Fifth: Our cover art this month comes from Al Gorman – a long overdue return of Mr. Gorman’s wonderful work that enlivened the initial six issues of Plume, and which defies easy classification. For the past fifteen years, he has worked as the “unofficial artist in residence” at the Falls of the Ohio State Park across the Ohio River from his home in Louisville, KY. His multi-disciplinary approach includes creating images, stories, and sculptures from Styrofoam and other cast off elements of our persistent material culture that wash into the park through periodic flooding. Gorman is the creator of the Artist at Exit 0 Riverblog, which chronicles his river adventures and researches. To date, Gorman has posted over 420 stories and published more than 4000 images that have been seen by people living in more than 115 countries. While Gorman’s artistic practices are essentially confined to one special, local place, his blog allows his work to have a more global audience. Key to Gorman’s vision is the idea that art can help address what he views as an ecological imperative. The very substrate of life including soil, air, and water needs our help. Being situated at the intersection of culture and nature has allowed Gorman the opportunity to see the results of human activity in the wider environment. The artist uses his work as a platform to talk about issues affecting the quality of life not only for us, but the myriad other life forms we share this relational world with. Gorman earned his Bachelor of Fine Arts Degree from Murray State University and his Master of Fine Arts is from the University of Cincinnati. He has variously worked as a curator of contemporary art and has written extensively about the art world in Kentucky. As an advocate for the larger role that art can play, Gorman has also championed the art produced by people with perceived disabilities and also the works of self-taught individuals. Currently, he is Coordinator of Public Programs and Engagement at the Carnegie Center for Art and History in nearby New Albany, Indiana.

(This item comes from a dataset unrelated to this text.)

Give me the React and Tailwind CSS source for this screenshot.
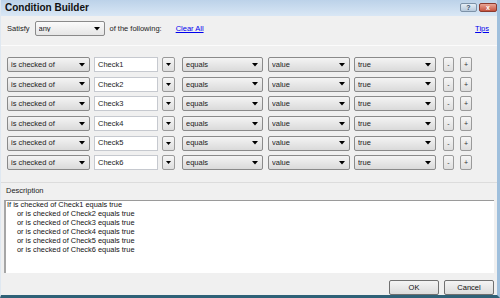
import React from 'react'

const font = { fontFamily: '"Liberation Sans", Arial, sans-serif' }

function Arrow() {
  return (
    <svg width="6" height="4" viewBox="0 0 6 4" className="shrink-0">
      <path d="M0 0 H6 L3 3.5 Z" fill="#000" />
    </svg>
  )
}

function Combo({ text, w, light }) {
  return (
    <div
      className={`flex items-center h-[15px] border border-[#8a8a8a] rounded-[2px] pl-[3px] pr-[4px] shrink-0 ${
        light ? 'bg-gradient-to-b from-[#fafafa] to-[#e6e6e6]' : 'bg-gradient-to-b from-[#f4f4f4] to-[#dadada]'
      }`}
      style={{ width: w }}
    >
      <span className="flex-1 text-[7.5px] leading-none text-[#222] truncate">{text}</span>
      <Arrow />
    </div>
  )
}

function SmallBtn({ children, w }) {
  return (
    <div
      className="h-[15px] border border-[#9a9a9a] rounded-[2px] bg-gradient-to-b from-[#f6f6f6] to-[#dedede] flex items-center justify-center shrink-0 text-[7px] leading-none text-[#333]"
      style={{ width: w }}
    >
      {children}
    </div>
  )
}

function Row({ n }) {
  return (
    <div className="flex items-center h-[19.6px]">
      <Combo text="is checked of" w={83} />
      <div className="ml-[4px] w-[64px] h-[15px] bg-white border border-[#c6c9cf] flex items-center pl-[3px] text-[7.5px] leading-none text-[#222] shrink-0">
        Check{n}
      </div>
      <div className="ml-[4px]">
        <SmallBtn w={13}>
          <svg width="5" height="3" viewBox="0 0 5 3"><path d="M0 0 H5 L2.5 3 Z" fill="#000" /></svg>
        </SmallBtn>
      </div>
      <div className="ml-[7px]"><Combo text="equals" w={81} /></div>
      <div className="ml-[5px]"><Combo text="value" w={82} /></div>
      <div className="ml-[4px]"><Combo text="true" w={82} /></div>
      <div className="ml-[7px]"><SmallBtn w={11}>-</SmallBtn></div>
      <div className="ml-[6px]"><SmallBtn w={12}>+</SmallBtn></div>
    </div>
  )
}

export default function App() {
  const rows = [1, 2, 3, 4, 5, 6]
  return (
    <div className="w-[500px] h-[298px] bg-[#f0f0f0] flex flex-col border-l border-[#dfe8f1] border-r-[3px] border-r-[#9fbfdc] border-b-[3px] border-b-[#2f6177] overflow-hidden" style={font}>
      {/* title bar */}
      <div className="h-[16px] flex items-center bg-gradient-to-b from-[#bcd2e9] to-[#d9e7f5] pl-[4px] pr-[0px] shrink-0">
        <span className="text-[10px] font-bold text-[#111] leading-none">Condition Builder</span>
        <div className="ml-auto flex items-center gap-[2px] mt-[-2px]">
          <div className="w-[17px] h-[9px] rounded-[2px] border border-[#7d92a8] bg-gradient-to-b from-[#e4edf6] to-[#b6c9dc] flex items-center justify-center text-[7px] leading-none font-bold text-[#3a4f66]">?</div>
          <div className="w-[18px] h-[9px] rounded-[2px] border border-[#8c3a2e] bg-gradient-to-b from-[#e9a596] to-[#c4513d] flex items-center justify-center text-[7px] leading-none font-bold text-white">x</div>
        </div>
      </div>

      {/* satisfy row */}
      <div className="flex items-center h-[15px] mt-[5px] pl-[6px] pr-[8px] text-[7.5px] leading-none text-[#222]">
        <span>Satisfy</span>
        <div className="ml-[5px]"><Combo text="any" w={70} light /></div>
        <span className="ml-[5px]">of the following:</span>
        <span className="ml-[14px] text-[#0000ee] underline">Clear All</span>
        <span className="ml-auto text-[#0000ee] underline">Tips</span>
      </div>

      {/* conditions panel */}
      <div className="mt-[9px] h-[138px] border-t border-[#fbfbfb] border-b border-b-[#dcdcdc] pt-[9px] pl-[6px]">
        {rows.map(n => <Row key={n} n={n} />)}
      </div>

      {/* description */}
      <div className="pl-[5px] mt-[3px] text-[7.5px] leading-none text-[#222] h-[10px] flex items-center">Description</div>
      <div className="mx-[3px] mt-[4px] h-[73px] bg-white border-t border-[#9a9a9a] border-l-2 border-l-[#a6a6a6] text-[7.4px] leading-[8.9px] text-[#111] pl-[1px] pt-[0px]">
        <div>If is checked of Check1 equals true</div>
        {[2, 3, 4, 5, 6].map(n => (
          <div key={n} className="pl-[10px]">or is checked of Check{n} equals true</div>
        ))}
      </div>

      {/* buttons */}
      <div className="flex justify-end items-center gap-[5px] pr-[3px] mt-[7px]">
        <div className="w-[50px] h-[15px] border border-[#707070] rounded-[2px] bg-gradient-to-b from-[#f4f4f4] to-[#dcdcdc] flex items-center justify-center text-[7.5px] leading-none text-[#111]">OK</div>
        <div className="w-[50px] h-[15px] border border-[#707070] rounded-[2px] bg-gradient-to-b from-[#f4f4f4] to-[#dcdcdc] flex items-center justify-center text-[7.5px] leading-none text-[#111]">Cancel</div>
      </div>
    </div>
  )
}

Sixth—almost there: New Work Received this month includes pieces from Adam Tavel, Alan Shapiro, Alicia Ostriker, Ana Gorria (tr Yvette Siegert), Andrea Cohen, Roel Vertov, Carl Phillips, Charlie Smith, Connie Voisine, Cynthia Cruz, Derek J G Williams, Ekiwah Adler-Belendez, Garrett Hongo, Joshua Mensch, Grace Schulman, Michael Hoffman, Jeff Friedman, Maura Stanton, Maxine Chernoff, Nathalie Anderson, Rachael Carreau, David Rivard, Tara Skurtu, Scott Withiam, Charles Baxter, Tess Gallagher and Lawrence Matsuda, Amanda Johnston, and William Olsen.
Last, so as not to over-stay my welcome, let me here offer a general and thus woefully inadequate “thank you” to every one of you who has helped Plume along the way. My part in all this is small, indeed, compared to their heroic — and unpaid – efforts on “my” behalf. Special handshakes to Jason Cook, our first Managing Editor and Site Designer but so much more. It was, after all, Mr. Cook, from whom I first got the notion to start Plume after seeing what he had created with his own Ampersand Review (now including Ampersand Books), and who labored those many hours over coffee at Starbucks to bring our little effort alive. Our current staff, too, some of whom have been with Plume almost as long as Jason, are due more gratitude than I can express here, but let me at least identify them:
Heather Henderson: Managing Editor
Marc Vincenz: International Editor
Alex Cigale: Contributing Editor for Translations
Bryan Duffy: Assistant to the Editor
Nancy Mitchell: Associate Editor for Special Features
Steven Elder: Copy Editor
David Cudar: Book Reviews and Criticism
We’ll forgo the “secret poem” that usually resides in this space this month and next, but look for Tara Skurtu’s gracious introduction of Andrea Cohen’s “The Committee Weighs In” in the Newsletter – that Newsletter that has also undergone a design refresh, bringing its look and feel into alignment with the journal’s – that Newsletter which I once more suggest you subscribe to – if for no other reason than to read those “secret poems” and the poets who select and preface them. Look there this month for the information mentioned above.
So: with an eye to Issue # 51, and #52, but for now very pleased and surprised to make it to # 50 – as always, I hope you enjoy the issue!